## Problem to work on
Take the lines from the top down to and including the one with "string; value: React.ReactNode;" and repeat them exactly. Omit images.

## Data segment
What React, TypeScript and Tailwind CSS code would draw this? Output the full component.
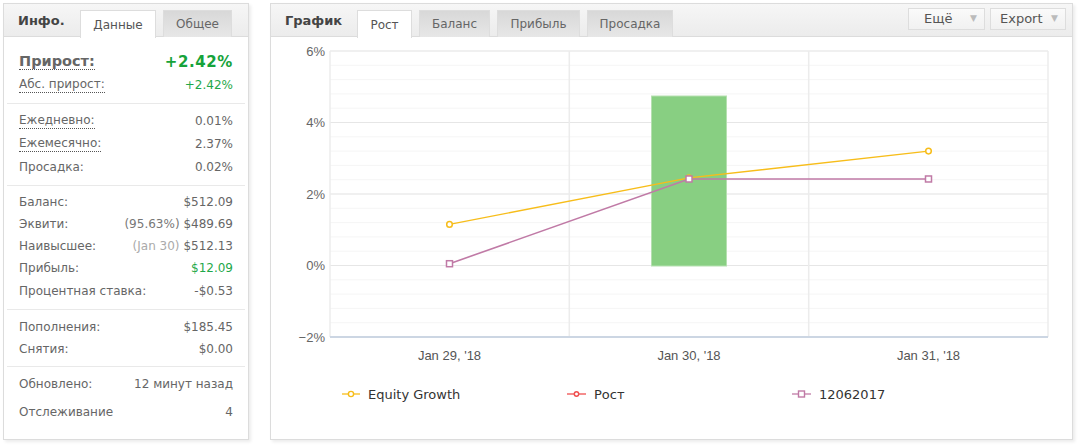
import React from "react";

type Row = { label: string; value: React.ReactNode; dotted?: boolean; big?: boolean; green?: boolean };

const groups: { rows: Row[]; cls: string; h: string }[] = [
  {
    cls: "pt-[13px] pb-[6px]",
    h: "h-[22.5px]",
    rows: [
      { label: "Прирост:", value: "+2.42%", dotted: true, big: true, green: true },
      { label: "Абс. прирост:", value: "+2.42%", dotted: true, green: true },
    ],
  },
  {
    cls: "pt-[6px] pb-[6px]",
    h: "h-[23px]",
    rows: [
      { label: "Ежедневно:", value: "0.01%", dotted: true },
      { label: "Ежемесячно:", value: "2.37%", dotted: true },
      { label: "Просадка:", value: "0.02%" },
    ],
  },
  {
    cls: "pt-[5px] pb-[7px]",
    h: "h-[22.25px]",
    rows: [
      { label: "Баланс:", value: "$512.09" },
      {
        label: "Эквити:",
        value: (
          <>
            <span className="text-[#777]">(95.63%)</span> $489.69
          </>
        ),
      },
      {
        label: "Наивысшее:",
        value: (
          <>
            <span className="text-[#aaa]">(Jan 30)</span> $512.13
          </>
        ),
      },
      { label: "Прибыль:", value: "$12.09", green: true },
      { label: "Процентная ставка:", value: "-$0.53" },
    ],
  },
  {
    cls: "pt-[6px] pb-[6px]",
    h: "h-[22px]",
    rows: [
      { label: "Пополнения:", value: "$185.45" },
      { label: "Снятия:", value: "$0.00" },
    ],
  },
];

const font = { fontFamily: '"DejaVu Sans", Tahoma, sans-serif' };

function InfoRow({ r, h = "h-[22px]" }: { r: Row; h?: string }) {
  return (
    <div className={`flex items-center justify-between ${r.big ? "h-[24px]" : h}`}>
      <span
        className={`${r.big ? "text-[14.5px] font-bold text-[#666]" : "text-[12px] text-[#666]"} ${
          r.dotted ? "border-b border-dotted border-[#555] leading-[15px]" : ""
        }`}
      >
        {r.label}
      </span>
      <span
        className={`${r.big ? "text-[15px] font-bold tracking-[0.6px]" : "text-[12px]"} ${
          r.green ? (r.big ? "text-[#16a33a]" : "text-[#1fa84a]") : "text-[#666]"
        }`}
      >
        {r.value}
      </span>
    </div>
  );
}

function Tab({ label, active, w }: { label: string; active?: boolean; w: string }) {
  return (
    <div
      className={`${w} h-[27px] mt-[6px] flex items-center justify-center text-[12px] border border-[#ddd] border-b-0 ${
        active
          ? "bg-white text-[#555] h-[28px] -mb-px relative"
          : "bg-gradient-to-b from-[#d8d8d8] to-[#e7e7e7] text-[#666]"
      }`}
    >
      {label}
    </div>
  );
}

function Chart() {
  const top = 51;
  const step = 71.5;
  const minor: number[] = [];
  for (let i = 0; i <= 20; i++) minor.push(top + (i * step) / 5);
  const majors = [0, 1, 2, 3, 4].map((i) => top + i * step);
  const yl = ["6%", "4%", "2%", "0%", "\u22122%"];
  const xs = [449.5, 689, 928.5];
  const yToPx = (v: number) => top + ((6 - v) / 2) * step;
  const eq = [1.15, 2.45, 3.2];
  const pr = [0.05, 2.42, 2.42];
  return (
    <svg width={801} height={402} className="block">
      <g transform="translate(-271,-37)">
        {minor.map((y, i) => (
          <line key={i} x1={330} x2={1048} y1={y} y2={y} stroke="#f5f5f5" strokeWidth={1} />
        ))}
        {majors.map((y, i) => (
          <line key={"m" + i} x1={330} x2={1048} y1={y} y2={y} stroke="#e6e6e6" strokeWidth={1} />
        ))}
        {[330, 569.3, 808.7, 1048].map((x, i) => (
          <line key={"v" + i} x1={x} x2={x} y1={51} y2={337} stroke="#ececec" strokeWidth={1.5} />
        ))}
        <line x1={330} x2={1048} y1={337} y2={337} stroke="#ccd6e3" strokeWidth={2} />
        {yl.map((t, i) => (
          <text
            key={t}
            x={325}
            y={majors[i] + 4.5}
            textAnchor="end"
            fontSize={13}
            fill="#666"
            fontFamily='"Liberation Sans", Arial, sans-serif'
          >
            {t}
          </text>
        ))}
        {["Jan 29, '18", "Jan 30, '18", "Jan 31, '18"].map((t, i) => (
          <text
            key={t}
            x={xs[i]}
            y={360}
            textAnchor="middle"
            fontSize={13}
            fill="#555"
            fontFamily='"Liberation Sans", Arial, sans-serif'
          >
            {t}
          </text>
        ))}
        <rect x={651.5} y={96} width={75} height={266 - 96} fill="#88cf82" stroke="#b5e0b0" strokeWidth={1} />
        <polyline
          points={xs.map((x, i) => `${x},${yToPx(eq[i])}`).join(" ")}
          fill="none"
          stroke="#f7bd1a"
          strokeWidth={1.3}
        />
        <polyline
          points={xs.map((x, i) => `${x},${yToPx(pr[i])}`).join(" ")}
          fill="none"
          stroke="#c07aa6"
          strokeWidth={1.6}
        />
        {xs.map((x, i) => (
          <circle key={"c" + i} cx={x} cy={yToPx(eq[i])} r={2.8} fill="#fff" stroke="#f7bd1a" strokeWidth={1.5} />
        ))}
        {xs.map((x, i) => (
          <rect
            key={"s" + i}
            x={x - 3}
            y={yToPx(pr[i]) - 3}
            width={6}
            height={6}
            fill="#fff"
            stroke="#c07aa6"
            strokeWidth={1.5}
          />
        ))}
        {/* legend */}
        <g fontFamily='"DejaVu Sans", Tahoma, sans-serif' fontSize={13} fill="#333">
          <line x1={342} x2={360} y1={394} y2={394} stroke="#f7bd1a" strokeWidth={1.3} />
          <circle cx={351} cy={394} r={2.6} fill="#fff" stroke="#f7bd1a" strokeWidth={1.4} />
          <text x={368} y={399}>Equity Growth</text>
          <line x1={567} x2={586} y1={394} y2={394} stroke="#f05050" strokeWidth={1.3} />
          <circle cx={576.5} cy={394} r={2.2} fill="#fff" stroke="#f05050" strokeWidth={1.4} />
          <text x={594} y={399}>Рост</text>
          <line x1={792} x2={811} y1={394} y2={394} stroke="#c07aa6" strokeWidth={1.3} />
          <rect x={798.5} y={391} width={6} height={6} fill="#fff" stroke="#c07aa6" strokeWidth={1.4} />
          <text x={819} y={399}>12062017</text>
        </g>
      </g>
    </svg>
  );
}

function DropBtn({ label, w, pl }: { label: string; w: string; pl: string }) {
  return (
    <div
      className={`${w} ${pl} h-[22px] flex items-center justify-between pr-[7px] border border-[#ddd] bg-gradient-to-b from-[#fafafa] to-[#f1f1f1] text-[13px] text-[#555]`}
    >
      <span>{label}</span>
      <span className="text-[9px] text-[#bbb]">▼</span>
    </div>
  );
}

export default function App() {
  return (
    <div className="w-[1082px] h-[445px] bg-white flex pt-[3px] pl-[3px]" style={font}>
      {/* left info panel */}
      <div className="w-[246px] h-[437px] border border-[#dcdcdc] shadow-[2px_2px_3px_rgba(0,0,0,0.08)] flex flex-col">
        <div className="h-[33px] flex bg-gradient-to-b from-[#f6f6f6] to-[#ececec] border-b border-[#dcdcdc] pl-[14px]">
          <div className="w-[62px] flex items-center pt-[1px] text-[13px] font-bold text-[#444]">Инфо.</div>
          <Tab label="Данные" active w="w-[76px]" />
          <div className="w-[7px]" />
          <Tab label="Общее" w="w-[69px]" />
        </div>
        <div className="flex-1 flex flex-col">
          {groups.map((g, gi) => (
            <div key={gi} className={`${gi > 0 ? "border-t border-[#e9e9e9]" : ""} mx-[3px] px-[12px] ${g.cls}`}>
              {g.rows.map((r) => (
                <InfoRow key={r.label} r={r} h={g.h} />
              ))}
            </div>
          ))}
          <div className="border-t border-[#e9e9e9] mx-[3px] px-[12px] pt-[6px]">
            <InfoRow r={{ label: "Обновлено:", value: "12 минут назад" }} />
            <div className="mt-[6px]">
              <InfoRow r={{ label: "Отслеживание", value: "4" }} />
            </div>
          </div>
        </div>
      </div>

      {/* right chart panel */}
      <div className="ml-[21px] w-[803px] h-[437px] border border-[#dcdcdc] shadow-[2px_2px_3px_rgba(0,0,0,0.08)] flex flex-col">
        <div className="h-[33px] flex bg-gradient-to-b from-[#f6f6f6] to-[#ececec] border-b border-[#dcdcdc] pl-[14px]">
          <div className="w-[72px] flex items-center pt-[1px] text-[13px] font-bold text-[#444]">График</div>
          <Tab label="Рост" active w="w-[55px]" />
          <div className="w-[7px]" />
          <Tab label="Баланс" w="w-[71px]" />
          <div className="w-[7px]" />
          <Tab label="Прибыль" w="w-[83px]" />
          <div className="w-[7px]" />
          <Tab label="Просадка" w="w-[86px]" />
          <div className="flex-1" />
          <div className="flex gap-[5px] pt-[4px] pr-[6px]">
            <DropBtn label="Ещё" w="w-[77px]" pl="pl-[15px]" />
            <DropBtn label="Export" w="w-[76px]" pl="pl-[9px]" />
          </div>
        </div>
        <Chart />
      </div>
    </div>
  );
}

## Exercise output
What React, TypeScript and Tailwind CSS code would draw this? Output the full component.
import React from "react";

type Row = { label: string; value: React.ReactNode; dotted?: boolean; big?: boolean; green?: boolean };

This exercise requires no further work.